The incident, coming on the heels of the aborted tour promoting a book by a Reform and fervently Orthodox rabbi, highlights the widening gulf between the Orthodox and non-Orthodox communities, and even within Orthodoxy itself as it is has moved to the right. And ironically, it is being played out in the shul of rabbi with a reputation for being among the more tolerant and pluralistic of Orthodox rabbis.
The story has taken on a life of its own, after an angry Felman posted his version on several Jewish Web sites, evoking dozens of responses nationwide from rabbis and lay people of all Jewish streams.
Felman described the incident in a letter to The Jewish Week the same week that Mitch Morrison, a writer living in Passaic, N.J., described in a letter to the newspaper how an Orthodox rabbi in Passaic, after extending his condolences to the family of a deceased man who "gave generously to yeshivot and Jewish charities," left before the funeral began because it was held in a Reform temple.
Such conduct, Morrison wrote, "leaves me, a lifelong Orthodox Jew, mourning … for an Orthodoxy once imbued in civility and community, not outright hostility and isolationism."
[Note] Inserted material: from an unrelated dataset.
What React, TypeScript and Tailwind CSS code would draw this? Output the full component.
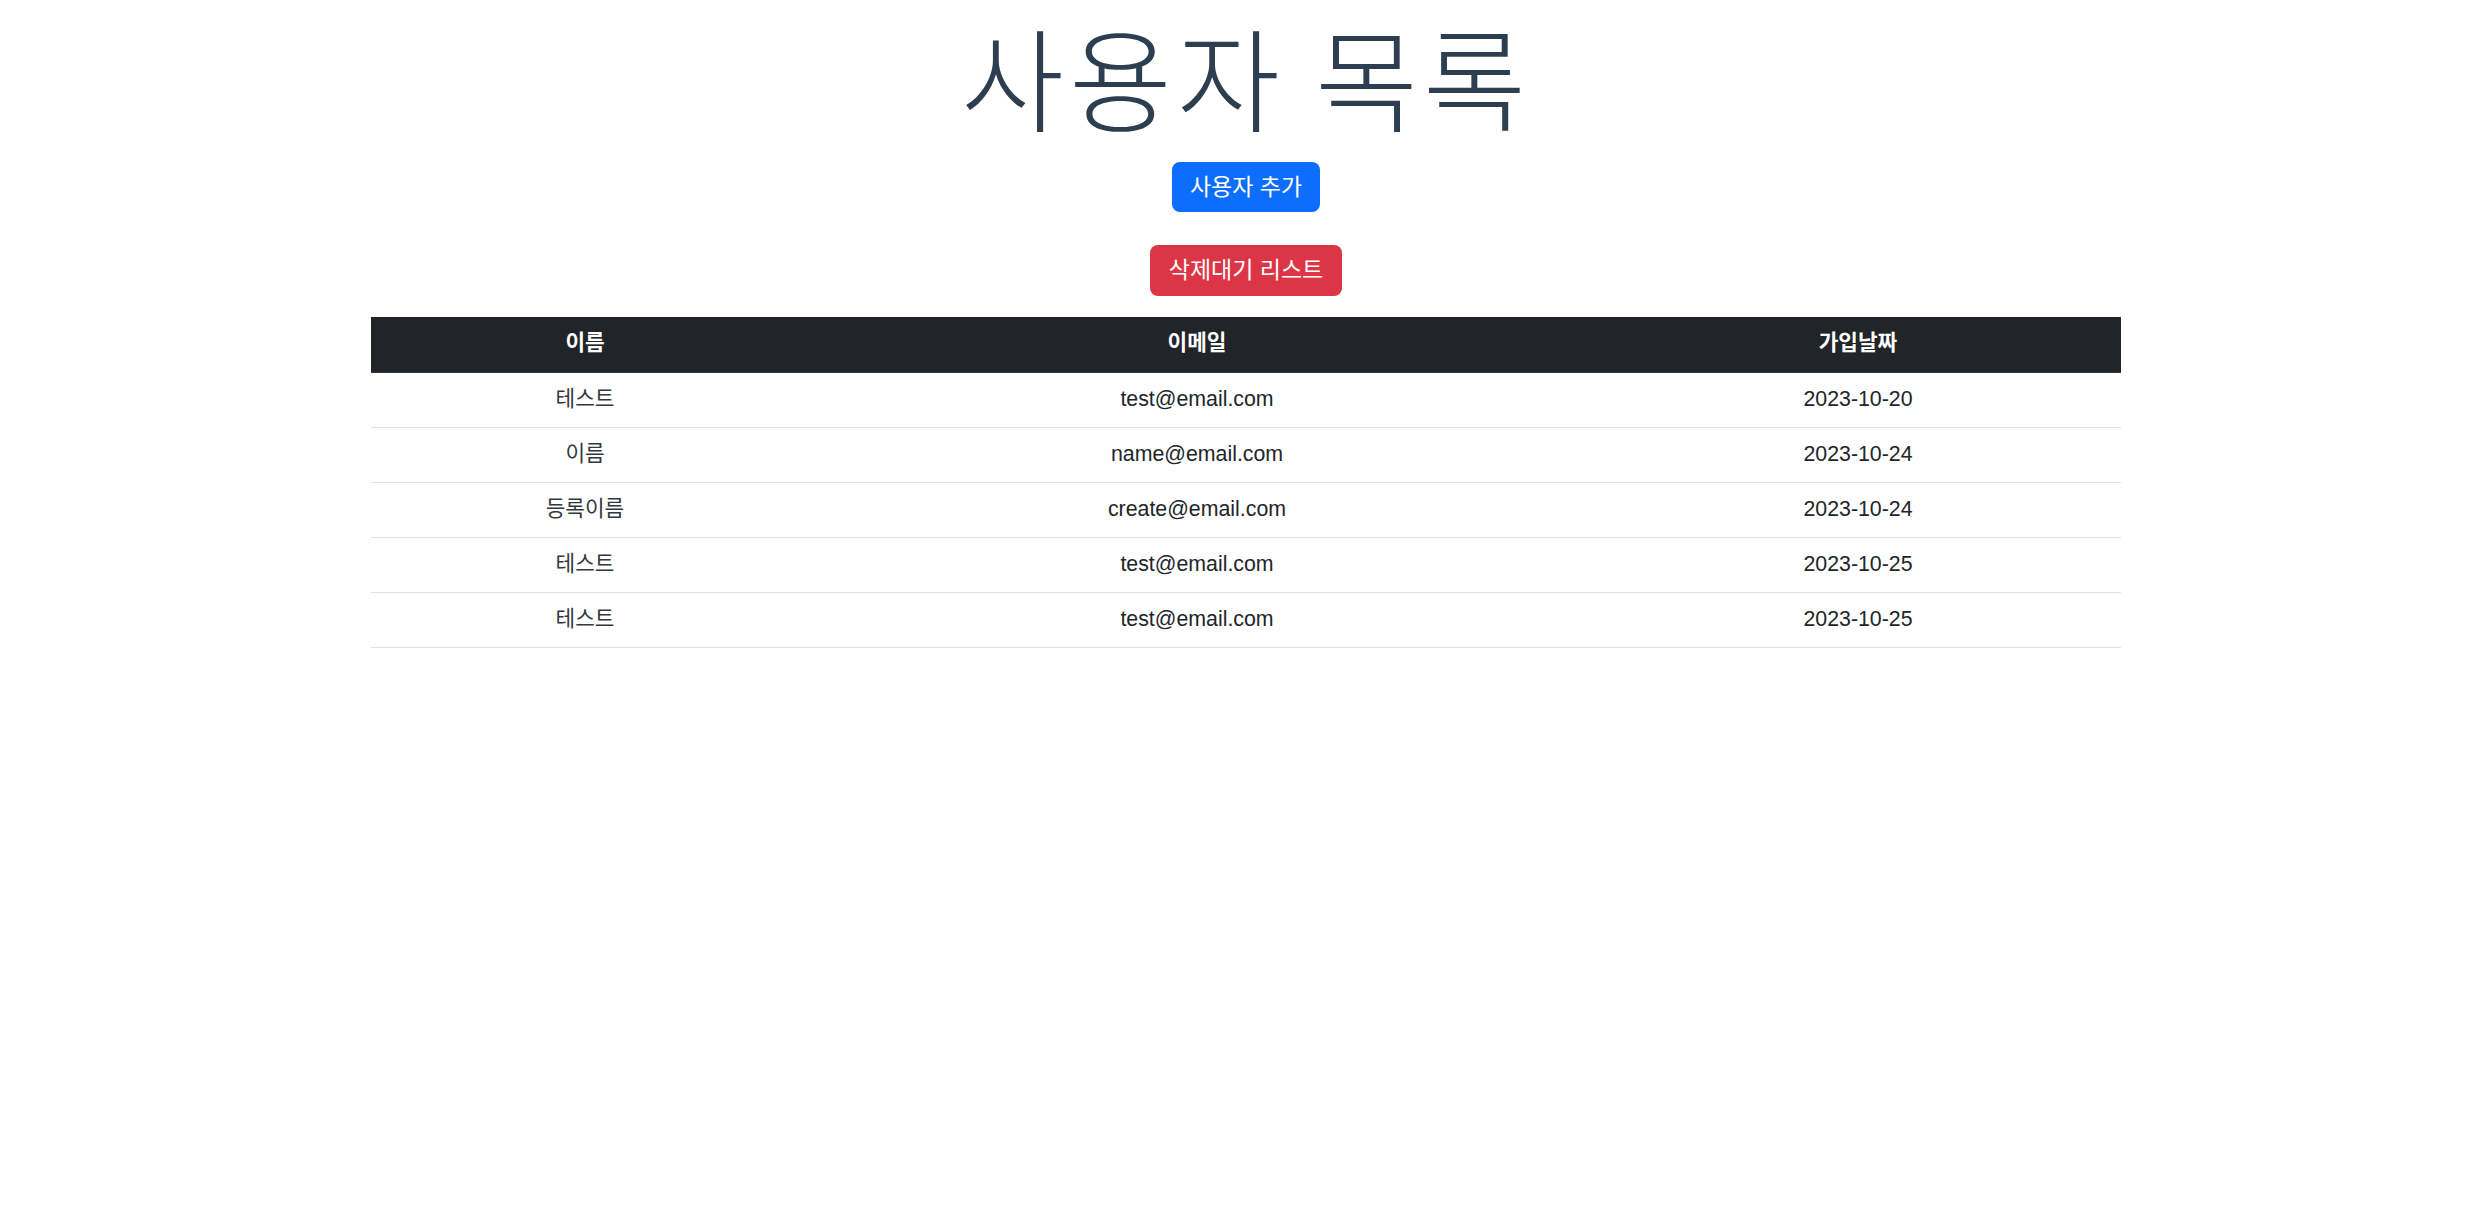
import React from "react";

const rows = [
  { name: "테스트", email: "test@email.com", date: "2023-10-20" },
  { name: "이름", email: "name@email.com", date: "2023-10-24" },
  { name: "등록이름", email: "create@email.com", date: "2023-10-24" },
  { name: "테스트", email: "test@email.com", date: "2023-10-25" },
  { name: "테스트", email: "test@email.com", date: "2023-10-25" },
];

export default function App() {
  return (
    <div
      className="min-h-screen bg-white text-center text-[#212529]"
      style={{ fontFamily: '"Liberation Sans", Arial, "Noto Sans CJK KR", sans-serif' }}
    >
      <h1
        className="m-0 text-[112px] font-light leading-[150px] tracking-[5px] text-[#2c3e50]"
        style={{ fontFamily: '"Noto Sans CJK KR", sans-serif' }}
      >
        사용자 목록
      </h1>
      <div className="mt-[12px] flex justify-center">
        <button className="flex h-[50px] w-[148px] items-center justify-center rounded-[8px] bg-[#0d6efd] text-[23px] text-white">
          사용자 추가
        </button>
      </div>
      <div className="mt-[33px] flex justify-center">
        <button className="flex h-[51px] w-[192px] items-center justify-center rounded-[8px] bg-[#dc3545] text-[23px] text-white">
          삭제대기 리스트
        </button>
      </div>
      <div className="mx-auto mt-[21px] w-[1750px]">
        <table className="w-full border-collapse text-[21.33px]">
          <thead>
            <tr className="h-[55px] bg-[#212529] text-white">
              <th className="w-[428px] border-b border-[#373b3e] font-bold">이름</th>
              <th className="w-[796px] border-b border-[#373b3e] font-bold">이메일</th>
              <th className="border-b border-[#373b3e] font-bold">가입날짜</th>
            </tr>
          </thead>
          <tbody>
            {rows.map((r, i) => (
              <tr key={i} className="h-[55px] border-b border-[#dee2e6]">
                <td className="text-[#33383d]">{r.name}</td>
                <td>{r.email}</td>
                <td>{r.date}</td>
              </tr>
            ))}
          </tbody>
        </table>
      </div>
    </div>
  );
}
In Felman’s case, he said he "considered it stealing when someone takes your book and takes it home without your permission. This was an abuse of rabbinical power," he said.
Felman says he was particularly shocked that Rabbi Fund is "censoring" his book, considering the rabbi’s reputation of being tolerant to different points of views, and his history of teaching Jewish studies classes and giving lectures at non-Orthodox synagogues and institutions, such as the Reform movement’s Hebrew Union College, and the 92d Street Y.
Indeed, Rabbi Fund made his reputation years ago for reaching out to non-observant Jews and guiding them into Orthodoxy.
"I think this is a symbol where this [Orthodox] community is going," Felman says, referring to increasing levels of intolerance and control. "His shul has become a right-wing Orthodox shul."
For his part, Rabbi Fund disputes Felman’s version of events and defends his own actions, as well as his reputation for tolerance.
Saying he has known Felman for 30 years, Rabbi Fund called him a "narcissistic and attention grabbing" man who disrupts his congregation, loudly discussing the Torah portion of the week with his tablemates.
"He was using the Conservative book as a springboard for the disruptive behavior," Rabbi Fund said. "He portrays himself as victim. It’s really we who are the victim."
Rabbi Fund said there are people in his congregation who "do not wish to be exposed" to the views in Etz Chaim, and it his responsibility under Jewish law to prohibit heretical texts from his synagogue.
He compared what Felman did (discussing Etz Chaim in his shul) with an Orthodox Jew entering Congregation Beth Simchat Torah (the Gay and Lesbian synagogue) and discussing the verse from Leviticus condemning homosexuality.
In discussing the Etz Chaim edition, which Rabbi Fund said he had "perused," he said that, "clearly parts of it are at variance with fundamental Jewish beliefs of Orthodox Judaism that puts it outside the pale," citing the Exodus essay and the expansive theological approach to divine authorship of Scripture.
"I do not believe a Jew has much of a Jewish future if he cuts himself off from the divine origin and authorship of the Torah, and therefore any book that expresses that doesn’t belong in any synagogue," he said. "In my opinion," he added, "it doesn’t belong in the Conservative synagogue either."
Rabbi Fund stressed several times that "I don’t believe what I’m doing here is different than what any Orthodox rabbi would do."
He strongly denied comparing Etz Chaim to the New Testament, which Felman claims was made publicly in earshot of several congregants, and the rabbi insisted he directed the shul president to take the book Saturday night in order to avoid causing Felman embarrassment. "It was not confiscated," Rabbi Fund argued. "I wanted to spare him any kind of public confrontation."
Synagogue President Klenosky did not return phone calls.
Meanwhile, the incident has generated much reaction in the Jewish community, with many respondents to Felman’s Internet postings and letter writing criticizing Rabbi Fund for taking the book.
Rabbi Joel Meyers, executive vice president of the Rabbinical Assembly, the rabbinic arm of the Conservative movement, said he was "appalled" by the incident.
Orthodox Rabbi Marc Angel, responding to a letter from Felman, stated that while he has theological problems with Etz Chaim, "We would certainly not prohibit anyone from bringing into the synagogue for personal study. Nor would we confiscate it."
Rabbi Saul Berman, founder of Edah, whose slogan is the courage to modern and Orthodox, told The Jewish Week he defended Felman’s right to bring the Etz Chaim text to shul.
"I think that any educated Jew has the right and responsibility to read as broadly as possible in order to refine the nature of his own convictions, even in shul," he said. "Absolutely he should be entitled to bring that chumash into the shul.